Who should use a bike fit calculator app
- New riders buying a first road or fitness bike.
- Experienced cyclists comparing geometry across brands.
- Indoor riders trying to replicate an outdoor position.
- Commuters who want better comfort and control.
- Triathletes or racers seeking a sensible pre-fit baseline before a professional session.
Common mistakes riders make when using fit calculators
- Entering height only: Height alone misses leg-to-torso proportions, which are crucial for good bike setup.
- Using shoe inseam: Cycling fit formulas generally assume barefoot inseam or a tightly controlled measurement method.
- Ignoring flexibility: A mathematically possible position is not always a sustainable one.

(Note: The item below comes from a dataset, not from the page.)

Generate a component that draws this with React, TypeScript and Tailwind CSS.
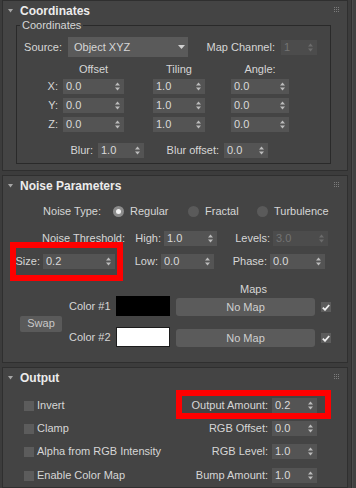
import React from 'react';

const PANEL = 'bg-[#444444]';

function SpinArrows({ dim }: { dim?: boolean }) {
  const c = dim ? '#6c6c6c' : '#bcbcbc';
  return (
    <svg width="5" height="9" viewBox="0 0 5 9" className="shrink-0">
      <path d="M2.5 0.5 L5 3.5 L0 3.5 Z" fill={c} />
      <path d="M0 5.5 L5 5.5 L2.5 8.5 Z" fill={c} />
    </svg>
  );
}

function Spinner({ value, className, dim }: { value: string; className: string; dim?: boolean }) {
  return (
    <div
      className={`flex h-[15px] shrink-0 items-center justify-between pl-[3px] pr-[4px] ${
        dim ? 'bg-[#4c4c4c] text-[#747474]' : 'bg-[#545454] text-[#dadada]'
      } ${className}`}
    >
      <span className="leading-none">{value}</span>
      <SpinArrows dim={dim} />
    </div>
  );
}

function DragDots() {
  const dots = [];
  for (let r = 0; r < 3; r++) for (let c = 0; c < 3; c++) dots.push(<rect key={`${r}${c}`} x={c * 2} y={r * 2} width="1" height="1" fill="#7c7c7c" />);
  return (
    <svg width="5" height="5" className="ml-auto mr-[8px] mt-[6px] self-start">
      {dots}
    </svg>
  );
}

function RolloutHeader({ title }: { title: string }) {
  return (
    <div className="flex h-[19px] items-center pl-[5px]">
      <svg width="5" height="4" viewBox="0 0 5 4">
        <path d="M0 0 L5 0 L2.5 3.5 Z" fill="#a6a6a6" />
      </svg>
      <span className="ml-[7px] text-[12px] font-bold leading-none text-[#ececec]">{title}</span>
      <DragDots />
    </div>
  );
}

function Radio({ on, className = '' }: { on?: boolean; className?: string }) {
  return (
    <div
      className={`flex h-[11px] w-[11px] shrink-0 items-center justify-center rounded-full ${
        on ? 'bg-[#8c8c8c]' : 'bg-[#5a5a5a]'
      } ${className}`}
    >
      {on && <div className="h-[5px] w-[5px] rounded-full bg-[#f2f2f2]" />}
    </div>
  );
}

function Check({ on }: { on?: boolean }) {
  return (
    <div className="flex h-[10px] w-[10px] shrink-0 items-center justify-center bg-[#5c5c5c]">
      {on && (
        <svg width="8" height="7" viewBox="0 0 8 7">
          <path d="M0.8 3.6 L3 5.8 L7.2 1" stroke="#f0f0f0" strokeWidth="1.8" fill="none" />
        </svg>
      )}
    </div>
  );
}

function Rollout({ title, children, className = '' }: { title: string; children: React.ReactNode; className?: string }) {
  return (
    <div className={`ml-[2px] w-[346px] shrink-0 border border-[#2f2f2f] ${PANEL} ${className}`}>
      <RolloutHeader title={title} />
      {children}
    </div>
  );
}

function XYZRow({ axis }: { axis: string }) {
  return (
    <div className="flex h-[15px] items-center">
      <div className="w-[41px] text-right">{axis}:</div>
      <Spinner value="0.0" className="ml-[5px] w-[61px]" />
      <Spinner value="1.0" className="ml-[29px] w-[52px]" />
      <Spinner value="0.0" className="ml-[26px] w-[58px]" />
    </div>
  );
}

function OutRow({ check, label, value, mark }: { check: string; label: string; value: string; mark?: boolean }) {
  return (
    <div className="relative flex h-[15px] items-center pl-[21px]">
      <div className="flex w-[150px] items-center gap-[3px]">
        <Check />
        <span>{check}</span>
      </div>
      <div className="w-[94px] text-right">{label}</div>
      <Spinner value={value} className="ml-[4px] w-[45px]" />
      {mark && <div className="absolute left-[173px] top-[-8px] h-[29px] w-[155px] border-[6px] border-[#ff0000]" />}
    </div>
  );
}

export default function App() {
  return (
    <div className="flex h-[488px] w-[356px] overflow-hidden bg-[#3c3c3c] font-['Liberation_Sans',Arial,sans-serif] text-[11px] leading-[13px] text-[#d6d6d6]">
      <div className="flex w-[348px] flex-col gap-[4px]">
        {/* Coordinates */}
        <Rollout title="Coordinates" className="pb-[6px]">
          <div className="ml-[13px] mr-[16px] mt-[5px] border border-[#2a2a2a] pb-[5px]">
            <div className={`-mt-[7px] ml-[3px] w-fit px-[2px] ${PANEL}`}>Coordinates</div>
            <div className="mt-[5px] flex h-[20px] items-center">
              <div className="w-[45px] text-right">Source:</div>
              <div className="ml-[6px] flex h-[20px] w-[120px] items-center justify-between bg-[#5a5a5a] pl-[6px] pr-[3px]">
                <span>Object XYZ</span>
                <svg width="7" height="4" viewBox="0 0 7 4">
                  <path d="M0 0 L7 0 L3.5 4 Z" fill="#d0d0d0" />
                </svg>
              </div>
              <div className="w-[87px] text-right">Map Channel:</div>
              <Spinner value="1" dim className="ml-[6px] w-[36px]" />
            </div>
            <div className="mt-[6px] flex h-[13px] items-center">
              <div className="ml-[46px] w-[61px] text-center">Offset</div>
              <div className="ml-[29px] w-[52px] text-center">Tiling</div>
              <div className="ml-[26px] w-[58px] text-center">Angle:</div>
            </div>
            <div className="mt-[3px] flex flex-col gap-[4px]">
              <XYZRow axis="X" />
              <XYZRow axis="Y" />
              <XYZRow axis="Z" />
            </div>
            <div className="mt-[11px] flex h-[15px] items-center">
              <div className="w-[76px] text-right">Blur:</div>
              <Spinner value="1.0" className="ml-[5px] w-[46px]" />
              <div className="w-[75px] text-right">Blur offset:</div>
              <Spinner value="0.0" className="ml-[5px] w-[44px]" />
            </div>
          </div>
        </Rollout>

        {/* Noise Parameters */}
        <Rollout title="Noise Parameters" className="pb-[15px]">
          <div className="mt-[9px] flex h-[14px] items-center">
            <div className="w-[98px] text-right">Noise Type:</div>
            <Radio on className="ml-[12px]" />
            <div className="ml-[6px] w-[58px]">Regular</div>
            <Radio />
            <div className="ml-[6px] w-[52px]">Fractal</div>
            <Radio />
            <div className="ml-[6px]">Turbulence</div>
          </div>
          <div className="mt-[13px] flex h-[15px] items-center">
            <div className="w-[122px] text-right">Noise Threshold:</div>
            <div className="w-[36px] text-right">High:</div>
            <Spinner value="1.0" className="ml-[3px] w-[53px]" />
            <div className="w-[53px] text-right">Levels:</div>
            <Spinner value="3.0" dim className="ml-[3px] w-[55px]" />
          </div>
          <div className="relative mt-[8px] flex h-[15px] items-center">
            <div className="w-[37px] text-right">Size:</div>
            <Spinner value="0.2" className="ml-[3px] w-[72px]" />
            <div className="w-[43px] text-right">Low:</div>
            <Spinner value="0.0" className="ml-[3px] w-[53px]" />
            <div className="w-[53px] text-right">Phase:</div>
            <Spinner value="0.0" className="ml-[3px] w-[55px]" />
            <div className="absolute left-[7px] top-[-12px] h-[39px] w-[113px] border-[6px] border-[#ff0000]" />
          </div>
          <div className="mt-[14px] h-[13px] pl-[237px]">Maps</div>
          <div className="flex items-center">
            <div className="ml-[17px] mt-[4px] flex h-[16px] w-[42px] items-center justify-center rounded-[2px] bg-[#5a5a5a] text-[#c8c8c8]">
              Swap
            </div>
            <div className="flex flex-col gap-[11px]">
              {[
                { label: 'Color #1', sw: 'bg-[#000000] border-[#000000]' },
                { label: 'Color #2', sw: 'bg-[#ffffff] border-[#1c1c1c]' },
              ].map((r) => (
                <div key={r.label} className="flex h-[20px] items-center">
                  <div className="ml-[7px] w-[47px]">{r.label}</div>
                  <div className={`h-[20px] w-[54px] border ${r.sw}`} />
                  <div className="ml-[6px] mt-[2px] flex h-[18px] w-[139px] items-center justify-center rounded-[3px] bg-[#5b5b5b] text-[#cfcfcf]">
                    No Map
                  </div>
                  <div className="ml-[6px] mt-[2px]">
                    <Check on />
                  </div>
                </div>
              ))}
            </div>
          </div>
        </Rollout>

        {/* Output */}
        <Rollout title="Output" className="flex-1">
          <div className="mt-[11px] flex flex-col">
            <OutRow check="Invert" label="Output Amount:" value="0.2" mark />
            <div className="mt-[8px]">
              <OutRow check="Clamp" label="RGB Offset:" value="0.0" />
            </div>
            <div className="mt-[8px]">
              <OutRow check="Alpha from RGB Intensity" label="RGB Level:" value="1.0" />
            </div>
            <div className="mt-[9px]">
              <OutRow check="Enable Color Map" label="Bump Amount:" value="1.0" />
            </div>
          </div>
        </Rollout>
      </div>
      <div className="flex w-[8px]">
        <div className="w-[3px]" />
        <div className="w-[1px] bg-[#2e2e2e]" />
        <div className="w-[1px] bg-[#4c4c4c]" />
        <div className="w-[3px] bg-[#414141]" />
      </div>
    </div>
  );
}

- Confusing frame size with full fit: Two bikes with the same labeled size can fit very differently due to stack, reach, and head tube design.
- Changing many variables at once: Adjust one or two points, then test ride before making the next change.
Signs your current bike fit may need attention
- Numb hands or excessive pressure on the bars.
- Neck tightness after short rides.
- Front or back knee pain during or after riding.
- Persistent saddle discomfort despite quality shorts and proper saddle choice.
- Feeling stretched out, cramped, or unstable when riding in the drops.
- Noticeable hip rocking at higher cadence.
Calculator app versus professional fit
A bike fit calculator app is excellent for a baseline. A professional fit is best for optimization. An experienced fitter can assess ankle movement, pelvic rotation, cleat position, spinal tolerance, asymmetry, previous injury history, and dynamic pedaling behavior under load. The calculator gets you into the right neighborhood. The fitter helps you pick the exact house. If you are pain free and simply want a strong starting point, the calculator may be enough. If you are dealing with discomfort, performance limitations, or major equipment changes, a live fit session can save time and frustration.
Final takeaway
The smartest way to use a bike fit calculator app is to treat it as a structured starting point. Measure carefully, choose an honest flexibility level, and match the recommendation to your actual riding goals. Then confirm the setup with short test rides, note what your body tells you, and refine gradually. Comfort, control, and repeatable power are usually more valuable than chasing an aggressive position that looks fast but feels unsustainable. A well-designed calculator helps you make more informed decisions before you spend money on a frame, stem, bars, or saddle changes.